Gay marriage threatened

Opponents are asking the court to stay its decision until the elections in November.

California’s attorney general last week urged the state’s Supreme Court to finalize its ruling which legalized same-sex marriage amid a local opposition arguing that the court should wait until November, when voters in California might consider the issue on a ballot initiative. Attorneys general from ten other states have also asked the court in a letter to stay the ruling until November elections.

Members of the California Supreme Court, who were all appointed by Republicans, save one, provided rational legal arguments for proponents of same-sex marriage and added some legitimacy needed to win this civil rights battle.

The decision held that California must show a compelling, necessary interest – strict scrutiny – when potentially discriminating against gay couples, thereby classifying sexual orientation with race, gender and religion under the equal protections clause. The significance of this holding should not be overlooked.

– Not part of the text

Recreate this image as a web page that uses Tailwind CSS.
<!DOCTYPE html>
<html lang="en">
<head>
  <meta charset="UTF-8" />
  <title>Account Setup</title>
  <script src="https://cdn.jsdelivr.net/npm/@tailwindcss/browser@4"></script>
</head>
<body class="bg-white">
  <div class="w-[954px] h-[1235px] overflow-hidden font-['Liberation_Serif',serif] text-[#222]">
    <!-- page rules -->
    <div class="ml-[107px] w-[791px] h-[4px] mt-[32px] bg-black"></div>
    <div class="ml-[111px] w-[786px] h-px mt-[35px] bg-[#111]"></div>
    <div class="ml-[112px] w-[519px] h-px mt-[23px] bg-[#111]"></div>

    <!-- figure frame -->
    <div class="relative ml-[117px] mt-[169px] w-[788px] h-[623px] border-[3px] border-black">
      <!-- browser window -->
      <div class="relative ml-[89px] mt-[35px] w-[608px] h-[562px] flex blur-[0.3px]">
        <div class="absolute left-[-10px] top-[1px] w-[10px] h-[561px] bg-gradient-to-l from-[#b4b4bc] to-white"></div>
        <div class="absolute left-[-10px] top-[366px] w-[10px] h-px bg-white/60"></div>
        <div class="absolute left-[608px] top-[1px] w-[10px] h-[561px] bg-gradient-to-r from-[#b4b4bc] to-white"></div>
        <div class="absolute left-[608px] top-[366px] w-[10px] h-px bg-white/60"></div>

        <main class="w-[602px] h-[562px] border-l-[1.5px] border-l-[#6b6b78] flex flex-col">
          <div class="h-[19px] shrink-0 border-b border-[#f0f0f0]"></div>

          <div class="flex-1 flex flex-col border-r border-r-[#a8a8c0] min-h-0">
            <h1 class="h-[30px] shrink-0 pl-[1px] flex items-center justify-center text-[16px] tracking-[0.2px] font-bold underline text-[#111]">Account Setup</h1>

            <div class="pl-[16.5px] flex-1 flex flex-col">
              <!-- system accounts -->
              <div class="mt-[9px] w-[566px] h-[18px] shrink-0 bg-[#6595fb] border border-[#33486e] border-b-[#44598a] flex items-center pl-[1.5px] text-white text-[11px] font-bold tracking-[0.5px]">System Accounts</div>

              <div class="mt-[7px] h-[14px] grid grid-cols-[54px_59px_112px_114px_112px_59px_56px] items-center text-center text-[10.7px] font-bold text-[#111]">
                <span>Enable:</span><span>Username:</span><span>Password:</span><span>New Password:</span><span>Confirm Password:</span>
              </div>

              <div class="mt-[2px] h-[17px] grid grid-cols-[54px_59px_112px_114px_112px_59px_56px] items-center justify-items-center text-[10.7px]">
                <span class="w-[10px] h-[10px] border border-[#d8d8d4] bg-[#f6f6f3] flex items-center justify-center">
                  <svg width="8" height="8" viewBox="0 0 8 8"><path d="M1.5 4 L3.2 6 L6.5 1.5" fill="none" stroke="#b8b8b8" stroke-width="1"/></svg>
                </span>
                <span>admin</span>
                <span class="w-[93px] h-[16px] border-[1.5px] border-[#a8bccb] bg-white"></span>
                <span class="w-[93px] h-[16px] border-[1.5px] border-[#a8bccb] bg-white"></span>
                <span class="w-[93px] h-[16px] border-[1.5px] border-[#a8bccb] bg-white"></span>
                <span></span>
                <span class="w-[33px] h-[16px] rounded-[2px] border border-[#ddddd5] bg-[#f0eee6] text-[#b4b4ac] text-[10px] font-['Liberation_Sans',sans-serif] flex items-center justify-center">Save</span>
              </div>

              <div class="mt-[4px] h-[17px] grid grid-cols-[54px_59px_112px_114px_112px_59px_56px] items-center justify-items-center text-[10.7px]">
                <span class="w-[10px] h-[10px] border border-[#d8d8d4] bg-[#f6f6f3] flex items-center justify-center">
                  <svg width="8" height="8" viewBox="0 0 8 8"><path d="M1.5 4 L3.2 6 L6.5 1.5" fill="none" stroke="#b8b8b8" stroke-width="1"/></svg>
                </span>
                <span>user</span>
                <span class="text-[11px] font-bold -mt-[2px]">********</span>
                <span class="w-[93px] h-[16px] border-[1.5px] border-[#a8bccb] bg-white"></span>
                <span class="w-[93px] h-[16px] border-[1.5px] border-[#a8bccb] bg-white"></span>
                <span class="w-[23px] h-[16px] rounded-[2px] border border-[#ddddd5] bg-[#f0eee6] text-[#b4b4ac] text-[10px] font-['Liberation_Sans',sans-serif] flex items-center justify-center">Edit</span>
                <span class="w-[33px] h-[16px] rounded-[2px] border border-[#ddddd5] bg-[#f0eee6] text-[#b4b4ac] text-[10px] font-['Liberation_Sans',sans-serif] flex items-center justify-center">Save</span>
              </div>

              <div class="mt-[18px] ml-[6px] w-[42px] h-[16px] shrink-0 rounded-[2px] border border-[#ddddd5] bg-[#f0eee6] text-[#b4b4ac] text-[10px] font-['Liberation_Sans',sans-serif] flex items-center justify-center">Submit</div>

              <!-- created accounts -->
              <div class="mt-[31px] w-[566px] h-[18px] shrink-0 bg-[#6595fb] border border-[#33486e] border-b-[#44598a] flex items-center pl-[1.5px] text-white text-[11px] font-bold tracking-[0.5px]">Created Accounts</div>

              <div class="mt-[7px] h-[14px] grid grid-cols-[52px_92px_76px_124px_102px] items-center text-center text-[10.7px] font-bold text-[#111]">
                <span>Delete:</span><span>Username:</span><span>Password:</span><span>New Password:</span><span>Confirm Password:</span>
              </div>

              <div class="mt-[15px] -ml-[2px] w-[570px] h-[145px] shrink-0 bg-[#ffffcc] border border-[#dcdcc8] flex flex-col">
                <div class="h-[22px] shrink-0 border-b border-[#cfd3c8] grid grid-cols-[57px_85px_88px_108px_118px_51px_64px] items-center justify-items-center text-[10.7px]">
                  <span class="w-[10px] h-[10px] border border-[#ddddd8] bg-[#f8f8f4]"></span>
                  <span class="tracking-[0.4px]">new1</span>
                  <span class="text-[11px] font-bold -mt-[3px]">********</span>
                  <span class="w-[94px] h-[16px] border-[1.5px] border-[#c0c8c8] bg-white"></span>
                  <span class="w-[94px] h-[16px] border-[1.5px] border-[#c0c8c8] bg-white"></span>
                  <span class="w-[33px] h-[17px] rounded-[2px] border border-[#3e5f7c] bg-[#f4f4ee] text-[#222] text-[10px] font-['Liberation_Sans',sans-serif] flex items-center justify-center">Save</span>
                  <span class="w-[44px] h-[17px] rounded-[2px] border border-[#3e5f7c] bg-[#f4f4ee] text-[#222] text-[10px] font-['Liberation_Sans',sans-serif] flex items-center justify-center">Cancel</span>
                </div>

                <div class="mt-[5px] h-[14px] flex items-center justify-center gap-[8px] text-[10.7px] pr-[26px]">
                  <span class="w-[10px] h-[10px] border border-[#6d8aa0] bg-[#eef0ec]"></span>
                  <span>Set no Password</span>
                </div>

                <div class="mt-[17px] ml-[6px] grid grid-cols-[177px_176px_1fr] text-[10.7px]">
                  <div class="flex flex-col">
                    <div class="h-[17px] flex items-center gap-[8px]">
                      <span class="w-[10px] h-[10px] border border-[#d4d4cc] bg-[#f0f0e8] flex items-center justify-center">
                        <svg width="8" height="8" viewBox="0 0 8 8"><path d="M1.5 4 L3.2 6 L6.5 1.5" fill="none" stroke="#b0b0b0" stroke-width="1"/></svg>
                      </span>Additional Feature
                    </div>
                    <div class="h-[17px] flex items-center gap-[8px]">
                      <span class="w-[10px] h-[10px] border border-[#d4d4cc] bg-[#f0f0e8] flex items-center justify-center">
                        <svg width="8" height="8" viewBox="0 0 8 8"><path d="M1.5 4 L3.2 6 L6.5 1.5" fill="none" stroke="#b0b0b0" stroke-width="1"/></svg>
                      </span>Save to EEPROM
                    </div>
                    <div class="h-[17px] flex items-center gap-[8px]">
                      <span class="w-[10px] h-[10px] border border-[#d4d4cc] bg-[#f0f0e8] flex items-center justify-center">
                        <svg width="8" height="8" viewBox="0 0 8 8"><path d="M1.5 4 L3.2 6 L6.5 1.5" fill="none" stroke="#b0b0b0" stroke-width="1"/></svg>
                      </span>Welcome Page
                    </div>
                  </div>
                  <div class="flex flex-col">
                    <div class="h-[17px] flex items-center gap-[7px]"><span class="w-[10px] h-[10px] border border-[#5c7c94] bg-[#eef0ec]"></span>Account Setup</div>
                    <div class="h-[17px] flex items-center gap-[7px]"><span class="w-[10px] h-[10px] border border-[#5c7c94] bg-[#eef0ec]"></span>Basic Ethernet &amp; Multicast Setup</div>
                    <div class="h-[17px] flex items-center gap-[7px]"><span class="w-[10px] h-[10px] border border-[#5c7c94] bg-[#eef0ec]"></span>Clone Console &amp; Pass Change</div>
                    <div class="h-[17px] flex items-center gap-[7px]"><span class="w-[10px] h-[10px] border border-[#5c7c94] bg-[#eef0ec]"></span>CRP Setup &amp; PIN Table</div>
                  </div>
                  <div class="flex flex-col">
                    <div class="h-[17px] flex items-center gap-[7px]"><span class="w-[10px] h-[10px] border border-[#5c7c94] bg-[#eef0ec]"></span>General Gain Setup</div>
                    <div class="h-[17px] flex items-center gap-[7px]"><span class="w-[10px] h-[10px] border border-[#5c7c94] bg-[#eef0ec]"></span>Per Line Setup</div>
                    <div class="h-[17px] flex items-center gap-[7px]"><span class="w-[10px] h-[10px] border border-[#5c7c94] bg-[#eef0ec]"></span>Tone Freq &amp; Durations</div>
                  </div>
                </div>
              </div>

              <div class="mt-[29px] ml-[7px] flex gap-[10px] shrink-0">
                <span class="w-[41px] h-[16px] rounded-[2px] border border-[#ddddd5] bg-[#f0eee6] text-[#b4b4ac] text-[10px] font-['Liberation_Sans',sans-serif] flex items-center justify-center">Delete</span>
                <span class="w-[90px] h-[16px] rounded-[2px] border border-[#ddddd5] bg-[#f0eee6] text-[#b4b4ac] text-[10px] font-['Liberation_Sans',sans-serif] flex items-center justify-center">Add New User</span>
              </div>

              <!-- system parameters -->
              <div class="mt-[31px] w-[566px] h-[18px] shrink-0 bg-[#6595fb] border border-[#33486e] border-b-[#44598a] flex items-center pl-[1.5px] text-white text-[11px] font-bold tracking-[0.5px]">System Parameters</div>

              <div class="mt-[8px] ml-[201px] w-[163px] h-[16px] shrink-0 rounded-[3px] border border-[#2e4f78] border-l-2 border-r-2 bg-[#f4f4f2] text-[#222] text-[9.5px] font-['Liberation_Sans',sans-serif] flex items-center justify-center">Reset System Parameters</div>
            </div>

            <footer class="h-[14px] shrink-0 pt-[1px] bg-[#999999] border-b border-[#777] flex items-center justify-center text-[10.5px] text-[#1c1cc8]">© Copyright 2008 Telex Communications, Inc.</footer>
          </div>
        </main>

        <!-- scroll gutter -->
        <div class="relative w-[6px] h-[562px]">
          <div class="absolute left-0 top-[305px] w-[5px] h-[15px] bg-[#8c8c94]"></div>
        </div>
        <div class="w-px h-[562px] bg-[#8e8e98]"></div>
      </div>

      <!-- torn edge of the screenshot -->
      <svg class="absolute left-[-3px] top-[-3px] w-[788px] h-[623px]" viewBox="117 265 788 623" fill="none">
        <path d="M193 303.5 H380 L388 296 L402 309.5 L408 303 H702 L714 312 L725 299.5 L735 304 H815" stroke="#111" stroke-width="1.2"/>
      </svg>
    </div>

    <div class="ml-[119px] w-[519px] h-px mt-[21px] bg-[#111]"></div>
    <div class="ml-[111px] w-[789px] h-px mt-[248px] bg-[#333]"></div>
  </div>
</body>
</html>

Neither should the court’s argument that not applying the term marriage to same-sex couples under the law is no different than not applying it to interracial couples.

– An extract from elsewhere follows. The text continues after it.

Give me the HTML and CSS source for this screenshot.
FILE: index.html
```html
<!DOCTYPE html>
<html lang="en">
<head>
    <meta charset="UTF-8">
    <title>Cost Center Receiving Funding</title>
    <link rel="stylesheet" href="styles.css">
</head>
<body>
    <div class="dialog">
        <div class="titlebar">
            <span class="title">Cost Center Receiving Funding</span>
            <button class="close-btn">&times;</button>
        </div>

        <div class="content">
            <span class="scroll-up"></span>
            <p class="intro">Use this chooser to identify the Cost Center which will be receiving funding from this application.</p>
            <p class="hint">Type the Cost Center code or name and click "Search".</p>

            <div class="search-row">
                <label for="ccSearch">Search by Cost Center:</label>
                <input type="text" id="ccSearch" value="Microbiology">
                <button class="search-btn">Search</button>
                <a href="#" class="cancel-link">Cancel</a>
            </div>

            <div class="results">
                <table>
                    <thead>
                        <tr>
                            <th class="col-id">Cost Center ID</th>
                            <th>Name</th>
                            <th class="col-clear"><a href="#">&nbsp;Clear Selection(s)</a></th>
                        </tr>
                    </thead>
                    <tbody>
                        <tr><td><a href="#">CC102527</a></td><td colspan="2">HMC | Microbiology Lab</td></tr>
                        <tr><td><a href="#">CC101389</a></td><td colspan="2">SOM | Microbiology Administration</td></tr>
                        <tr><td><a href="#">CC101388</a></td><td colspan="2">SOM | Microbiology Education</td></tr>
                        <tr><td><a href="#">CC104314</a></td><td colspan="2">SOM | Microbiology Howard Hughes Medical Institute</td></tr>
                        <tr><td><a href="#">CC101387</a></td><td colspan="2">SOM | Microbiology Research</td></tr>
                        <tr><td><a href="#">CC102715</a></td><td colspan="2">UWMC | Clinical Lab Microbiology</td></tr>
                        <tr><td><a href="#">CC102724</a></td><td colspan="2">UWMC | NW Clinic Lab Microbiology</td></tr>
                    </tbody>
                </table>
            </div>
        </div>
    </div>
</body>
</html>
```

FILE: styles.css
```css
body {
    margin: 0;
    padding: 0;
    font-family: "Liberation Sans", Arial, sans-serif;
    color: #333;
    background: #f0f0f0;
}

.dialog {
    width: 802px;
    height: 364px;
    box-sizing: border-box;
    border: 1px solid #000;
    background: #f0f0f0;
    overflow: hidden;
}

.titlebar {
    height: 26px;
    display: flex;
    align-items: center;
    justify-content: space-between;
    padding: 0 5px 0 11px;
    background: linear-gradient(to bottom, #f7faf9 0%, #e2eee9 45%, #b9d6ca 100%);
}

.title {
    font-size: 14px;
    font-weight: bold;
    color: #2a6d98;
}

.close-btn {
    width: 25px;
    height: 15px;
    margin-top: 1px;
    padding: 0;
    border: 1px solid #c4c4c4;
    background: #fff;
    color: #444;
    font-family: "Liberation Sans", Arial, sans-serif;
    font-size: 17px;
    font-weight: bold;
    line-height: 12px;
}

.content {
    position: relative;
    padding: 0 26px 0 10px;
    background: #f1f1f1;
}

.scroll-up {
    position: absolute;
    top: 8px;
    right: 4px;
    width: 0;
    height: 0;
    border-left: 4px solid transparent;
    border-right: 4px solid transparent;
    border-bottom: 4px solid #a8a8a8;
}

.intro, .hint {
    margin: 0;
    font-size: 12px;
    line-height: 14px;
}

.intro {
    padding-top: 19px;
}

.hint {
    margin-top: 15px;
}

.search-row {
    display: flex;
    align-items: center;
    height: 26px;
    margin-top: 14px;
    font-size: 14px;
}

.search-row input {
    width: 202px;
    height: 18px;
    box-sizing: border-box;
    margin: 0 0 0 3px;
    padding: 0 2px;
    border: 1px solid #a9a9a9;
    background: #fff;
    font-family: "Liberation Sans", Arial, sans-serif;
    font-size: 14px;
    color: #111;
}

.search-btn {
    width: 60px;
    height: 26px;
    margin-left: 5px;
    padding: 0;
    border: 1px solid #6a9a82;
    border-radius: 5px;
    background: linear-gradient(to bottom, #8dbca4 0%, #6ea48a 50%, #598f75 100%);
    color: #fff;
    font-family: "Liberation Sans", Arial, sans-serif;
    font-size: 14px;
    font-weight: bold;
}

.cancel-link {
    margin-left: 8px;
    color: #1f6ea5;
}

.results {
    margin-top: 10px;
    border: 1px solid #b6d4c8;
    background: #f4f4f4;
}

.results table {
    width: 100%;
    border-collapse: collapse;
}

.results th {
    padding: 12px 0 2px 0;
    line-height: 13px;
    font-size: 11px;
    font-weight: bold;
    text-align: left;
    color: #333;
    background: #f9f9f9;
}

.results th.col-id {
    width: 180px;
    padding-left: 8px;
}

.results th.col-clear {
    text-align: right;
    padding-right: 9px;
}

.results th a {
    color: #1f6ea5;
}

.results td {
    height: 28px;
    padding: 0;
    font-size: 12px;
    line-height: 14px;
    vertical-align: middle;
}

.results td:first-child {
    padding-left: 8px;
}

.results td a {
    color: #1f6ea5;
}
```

The term “marriage” seems to be what opponents are set on defending, arguing that the court meddled with its historic definition. But the ruling did not mandate the use of the term. The court held that California, in using a term to legally define marriage, must apply the same term to same-sex and opposite-sex marriages alike. It provides legal immunity to same-sex couples against the ideological ammunition opposition groups have been using to keep them from marrying.

We believe this battle is best fought and won in the courts – not in the ideological battles that have been fought over the issue. In the past, California’s court used sound legal reasoning to protect same-sex couples, and that decision should be upheld.